BLOG
Detecting Informal Dwellings in Cape Town using Deep Learning tools in ArcGIS Pro
Written by Amy Barnes, Sean Cullen, Derck Vonck
As with most countries around the world, South African residents live in an ever-changing environment. It is especially difficult in informal settlements where a structure (dwelling) could be present today and moved tomorrow. Due to its economic climate, South Africa has a large percentage of its population that resides in informal settlements. These informal settlements require service from various government entities such as EMS, policing and water services delivery to ensure a functioning environment.
The private sector also requires up-to-date dwelling framework information to serve these communities. There is a need to estimate household counts to not only fill in gaps with historical data, but to supplement many sectors in providing services, including banking and market research Furthermore, the undertaking of spatial analysis by the private sector provides opportunity to derive insights for product placement and market awareness.

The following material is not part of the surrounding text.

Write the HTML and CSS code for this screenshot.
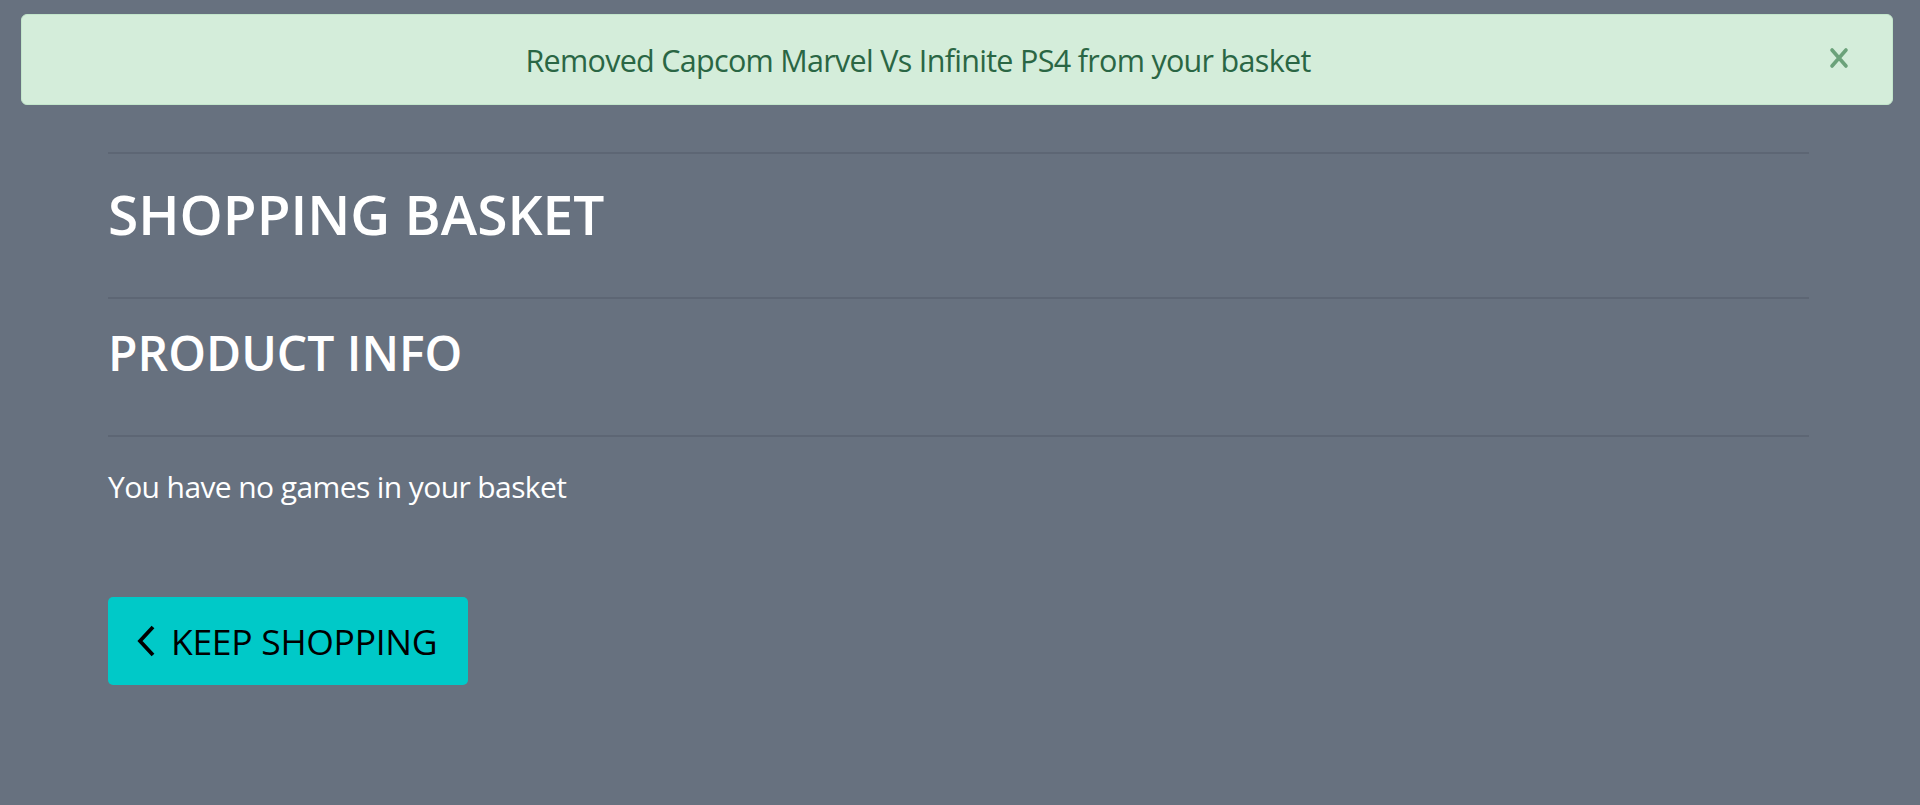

South Africa conducts Census surveys every ten years. However, as these informal settlements are dynamic, the household counts are outdated by the time data is released. This causes challenges in accessing up-to-date dwelling frameworks and maintaining them.
Our Goal
With a collective need for updated information that estimates household count in active migration areas, we initially relied on identifying dwelling footprints secured from aerial photography. However, this quickly became challenging as it is a manual and tedious process that is subjective to the digitizer’s interpretation of the imagery.
Why Deep Learning & Why Esri?
With the increased availability of data and the improvement of technology and processing power, we wanted to use deep learning methodologies to extract building footprints of these informal settlements. Using ArcGIS Pro, the process of developing and running your own deep learning models is as simple as running a few geoprocessing tools (no coding required). ArcGIS Pro provides tools to capture training data, train various models, inference and then derive the needed footprints after processing.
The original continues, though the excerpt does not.